Task objective: Take the lines from the beginning of the material through the line containing "const ROW_COUNT = 44;" and retype them exactly, leaving the pictures out.

Given material:
——

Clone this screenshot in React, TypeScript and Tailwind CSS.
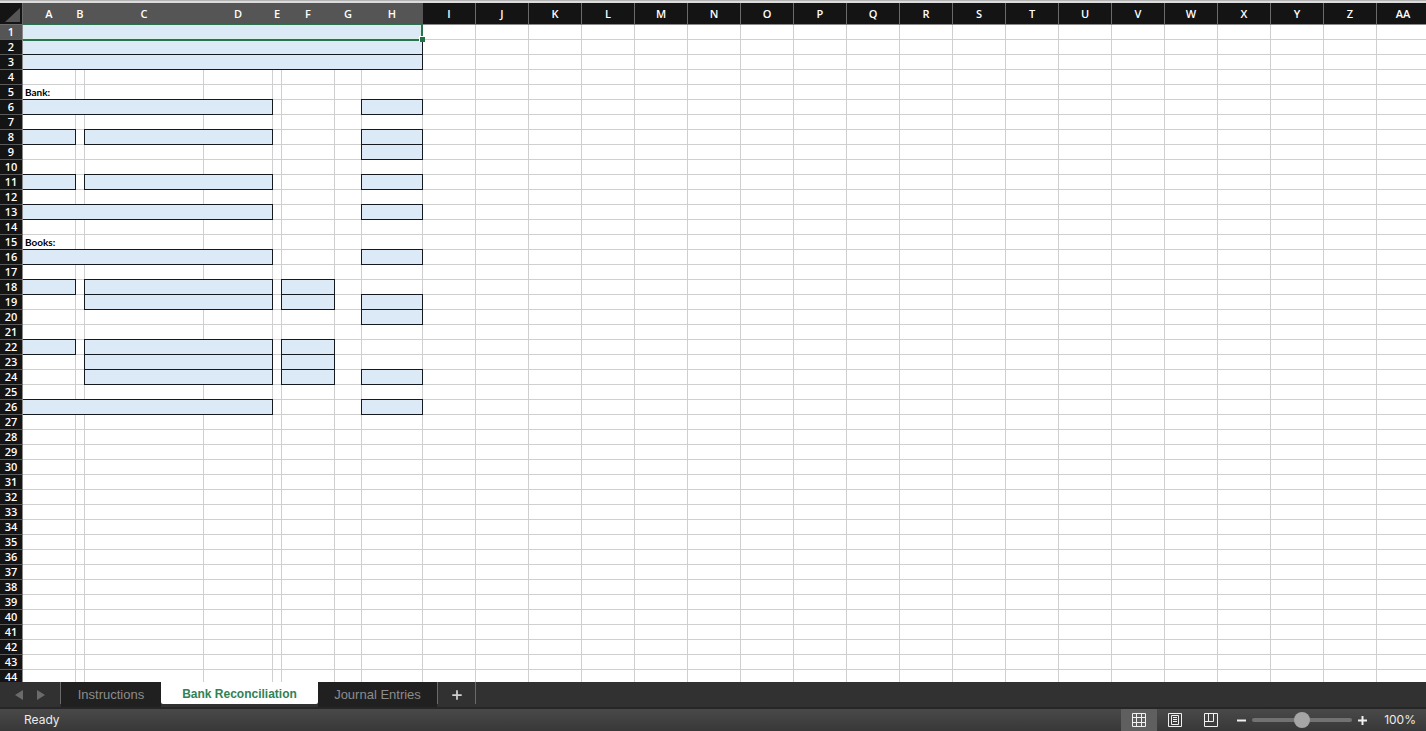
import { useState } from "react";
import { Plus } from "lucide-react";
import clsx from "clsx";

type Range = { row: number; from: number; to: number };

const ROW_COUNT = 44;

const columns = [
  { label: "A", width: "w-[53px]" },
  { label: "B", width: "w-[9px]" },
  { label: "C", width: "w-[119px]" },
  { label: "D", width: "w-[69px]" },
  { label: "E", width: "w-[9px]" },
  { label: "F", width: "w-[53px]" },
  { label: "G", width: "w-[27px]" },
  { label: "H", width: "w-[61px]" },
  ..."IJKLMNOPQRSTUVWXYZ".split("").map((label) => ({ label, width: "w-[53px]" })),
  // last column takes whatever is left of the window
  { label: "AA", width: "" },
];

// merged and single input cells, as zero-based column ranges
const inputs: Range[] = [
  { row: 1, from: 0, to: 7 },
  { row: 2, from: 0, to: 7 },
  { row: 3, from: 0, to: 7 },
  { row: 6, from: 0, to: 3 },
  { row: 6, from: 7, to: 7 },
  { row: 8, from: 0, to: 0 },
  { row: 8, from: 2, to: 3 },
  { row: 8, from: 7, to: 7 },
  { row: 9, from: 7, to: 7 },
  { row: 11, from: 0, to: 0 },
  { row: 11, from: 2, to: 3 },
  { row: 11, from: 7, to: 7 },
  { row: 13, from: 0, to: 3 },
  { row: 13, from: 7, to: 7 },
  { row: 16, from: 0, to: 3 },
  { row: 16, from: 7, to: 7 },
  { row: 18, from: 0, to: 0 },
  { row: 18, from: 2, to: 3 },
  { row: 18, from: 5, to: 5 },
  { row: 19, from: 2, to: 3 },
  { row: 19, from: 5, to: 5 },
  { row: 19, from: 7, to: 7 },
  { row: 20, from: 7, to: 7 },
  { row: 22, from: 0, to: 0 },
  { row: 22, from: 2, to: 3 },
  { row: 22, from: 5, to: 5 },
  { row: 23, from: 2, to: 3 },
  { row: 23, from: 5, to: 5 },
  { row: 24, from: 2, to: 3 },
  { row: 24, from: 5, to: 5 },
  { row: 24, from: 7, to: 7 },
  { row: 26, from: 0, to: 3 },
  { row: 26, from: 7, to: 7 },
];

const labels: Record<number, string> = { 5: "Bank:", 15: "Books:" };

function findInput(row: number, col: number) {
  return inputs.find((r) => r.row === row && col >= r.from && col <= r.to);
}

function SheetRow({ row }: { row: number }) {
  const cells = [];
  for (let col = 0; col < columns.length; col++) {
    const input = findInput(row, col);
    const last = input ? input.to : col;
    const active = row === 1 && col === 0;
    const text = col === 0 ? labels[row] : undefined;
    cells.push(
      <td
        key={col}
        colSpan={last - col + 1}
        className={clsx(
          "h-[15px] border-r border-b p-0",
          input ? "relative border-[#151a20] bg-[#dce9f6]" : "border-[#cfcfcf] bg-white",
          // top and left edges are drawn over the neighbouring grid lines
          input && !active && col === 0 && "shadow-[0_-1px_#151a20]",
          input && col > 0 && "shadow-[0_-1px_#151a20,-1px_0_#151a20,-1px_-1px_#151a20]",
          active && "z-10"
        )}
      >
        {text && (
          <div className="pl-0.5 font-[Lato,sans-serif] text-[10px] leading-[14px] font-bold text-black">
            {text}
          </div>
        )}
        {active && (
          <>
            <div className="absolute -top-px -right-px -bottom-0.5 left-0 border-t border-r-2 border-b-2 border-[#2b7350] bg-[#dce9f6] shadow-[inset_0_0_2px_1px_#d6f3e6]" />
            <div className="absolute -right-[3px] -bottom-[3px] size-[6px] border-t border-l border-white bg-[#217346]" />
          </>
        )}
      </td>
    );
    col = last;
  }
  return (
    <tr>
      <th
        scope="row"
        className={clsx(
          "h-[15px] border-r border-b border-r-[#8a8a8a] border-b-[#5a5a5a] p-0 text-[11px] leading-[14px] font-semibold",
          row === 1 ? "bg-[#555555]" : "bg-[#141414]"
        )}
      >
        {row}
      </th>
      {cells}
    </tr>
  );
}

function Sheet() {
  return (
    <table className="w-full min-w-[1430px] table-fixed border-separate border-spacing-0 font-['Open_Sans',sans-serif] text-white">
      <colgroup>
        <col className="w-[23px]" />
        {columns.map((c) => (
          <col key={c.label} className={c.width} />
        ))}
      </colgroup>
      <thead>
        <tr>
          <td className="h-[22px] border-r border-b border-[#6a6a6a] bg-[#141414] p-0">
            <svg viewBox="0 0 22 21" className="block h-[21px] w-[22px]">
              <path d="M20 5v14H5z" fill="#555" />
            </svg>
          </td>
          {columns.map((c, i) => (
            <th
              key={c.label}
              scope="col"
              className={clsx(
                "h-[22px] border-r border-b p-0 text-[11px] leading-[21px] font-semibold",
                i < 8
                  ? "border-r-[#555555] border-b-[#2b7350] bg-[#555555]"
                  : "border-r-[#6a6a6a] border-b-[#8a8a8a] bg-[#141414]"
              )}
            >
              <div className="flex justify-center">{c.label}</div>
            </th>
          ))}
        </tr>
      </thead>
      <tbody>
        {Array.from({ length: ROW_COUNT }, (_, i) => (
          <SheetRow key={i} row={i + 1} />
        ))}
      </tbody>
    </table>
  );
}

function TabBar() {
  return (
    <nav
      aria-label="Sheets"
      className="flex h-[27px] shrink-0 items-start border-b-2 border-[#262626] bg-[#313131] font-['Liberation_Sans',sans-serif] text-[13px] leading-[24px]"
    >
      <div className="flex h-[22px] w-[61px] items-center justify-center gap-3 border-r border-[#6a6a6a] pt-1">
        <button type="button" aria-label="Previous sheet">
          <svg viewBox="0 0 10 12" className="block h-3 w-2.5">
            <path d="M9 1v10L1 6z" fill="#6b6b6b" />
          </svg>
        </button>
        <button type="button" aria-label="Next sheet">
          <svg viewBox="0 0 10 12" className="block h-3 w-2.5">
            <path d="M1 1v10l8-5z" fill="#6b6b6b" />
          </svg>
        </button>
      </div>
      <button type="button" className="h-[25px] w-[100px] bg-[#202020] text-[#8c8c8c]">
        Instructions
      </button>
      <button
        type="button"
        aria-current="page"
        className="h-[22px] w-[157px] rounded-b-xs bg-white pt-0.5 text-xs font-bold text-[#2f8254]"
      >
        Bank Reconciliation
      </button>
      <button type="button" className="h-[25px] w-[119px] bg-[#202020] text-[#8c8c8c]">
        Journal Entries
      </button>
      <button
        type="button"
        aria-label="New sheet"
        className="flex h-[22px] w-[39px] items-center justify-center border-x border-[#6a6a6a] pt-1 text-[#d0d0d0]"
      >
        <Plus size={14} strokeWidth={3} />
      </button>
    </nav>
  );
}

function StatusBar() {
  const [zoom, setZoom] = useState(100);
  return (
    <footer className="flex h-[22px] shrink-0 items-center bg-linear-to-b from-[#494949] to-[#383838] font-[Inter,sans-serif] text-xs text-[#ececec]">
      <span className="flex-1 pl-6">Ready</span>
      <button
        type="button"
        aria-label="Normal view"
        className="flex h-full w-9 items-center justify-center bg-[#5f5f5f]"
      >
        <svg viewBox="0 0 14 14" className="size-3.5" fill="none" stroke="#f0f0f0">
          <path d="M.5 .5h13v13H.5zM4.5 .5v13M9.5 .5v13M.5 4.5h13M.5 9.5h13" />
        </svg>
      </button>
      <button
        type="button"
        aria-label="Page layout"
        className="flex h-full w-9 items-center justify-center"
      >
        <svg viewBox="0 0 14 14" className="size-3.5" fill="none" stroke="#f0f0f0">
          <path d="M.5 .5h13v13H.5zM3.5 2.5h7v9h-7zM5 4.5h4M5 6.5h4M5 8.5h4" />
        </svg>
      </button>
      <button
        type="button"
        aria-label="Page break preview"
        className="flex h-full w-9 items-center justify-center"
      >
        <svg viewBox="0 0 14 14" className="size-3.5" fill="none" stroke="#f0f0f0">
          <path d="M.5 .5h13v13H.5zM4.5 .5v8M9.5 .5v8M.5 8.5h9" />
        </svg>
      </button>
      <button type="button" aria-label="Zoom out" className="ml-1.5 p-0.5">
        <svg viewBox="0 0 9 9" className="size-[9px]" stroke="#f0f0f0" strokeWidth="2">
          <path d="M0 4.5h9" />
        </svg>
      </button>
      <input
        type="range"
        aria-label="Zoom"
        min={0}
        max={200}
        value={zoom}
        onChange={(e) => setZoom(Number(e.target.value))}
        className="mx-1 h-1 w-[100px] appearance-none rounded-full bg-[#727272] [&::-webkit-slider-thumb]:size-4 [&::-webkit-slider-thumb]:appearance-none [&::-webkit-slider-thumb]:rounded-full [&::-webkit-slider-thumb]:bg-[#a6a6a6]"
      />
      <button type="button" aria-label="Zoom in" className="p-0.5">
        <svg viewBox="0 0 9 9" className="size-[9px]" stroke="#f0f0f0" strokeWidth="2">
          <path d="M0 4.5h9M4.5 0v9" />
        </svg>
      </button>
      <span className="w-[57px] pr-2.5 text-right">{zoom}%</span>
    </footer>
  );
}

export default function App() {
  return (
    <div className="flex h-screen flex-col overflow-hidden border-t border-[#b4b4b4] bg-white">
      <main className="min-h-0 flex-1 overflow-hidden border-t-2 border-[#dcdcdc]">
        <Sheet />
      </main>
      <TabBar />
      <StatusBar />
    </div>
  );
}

——

Worked answer:
Clone this screenshot in React, TypeScript and Tailwind CSS.
import { useState } from "react";
import { Plus } from "lucide-react";
import clsx from "clsx";

type Range = { row: number; from: number; to: number };

const ROW_COUNT = 44;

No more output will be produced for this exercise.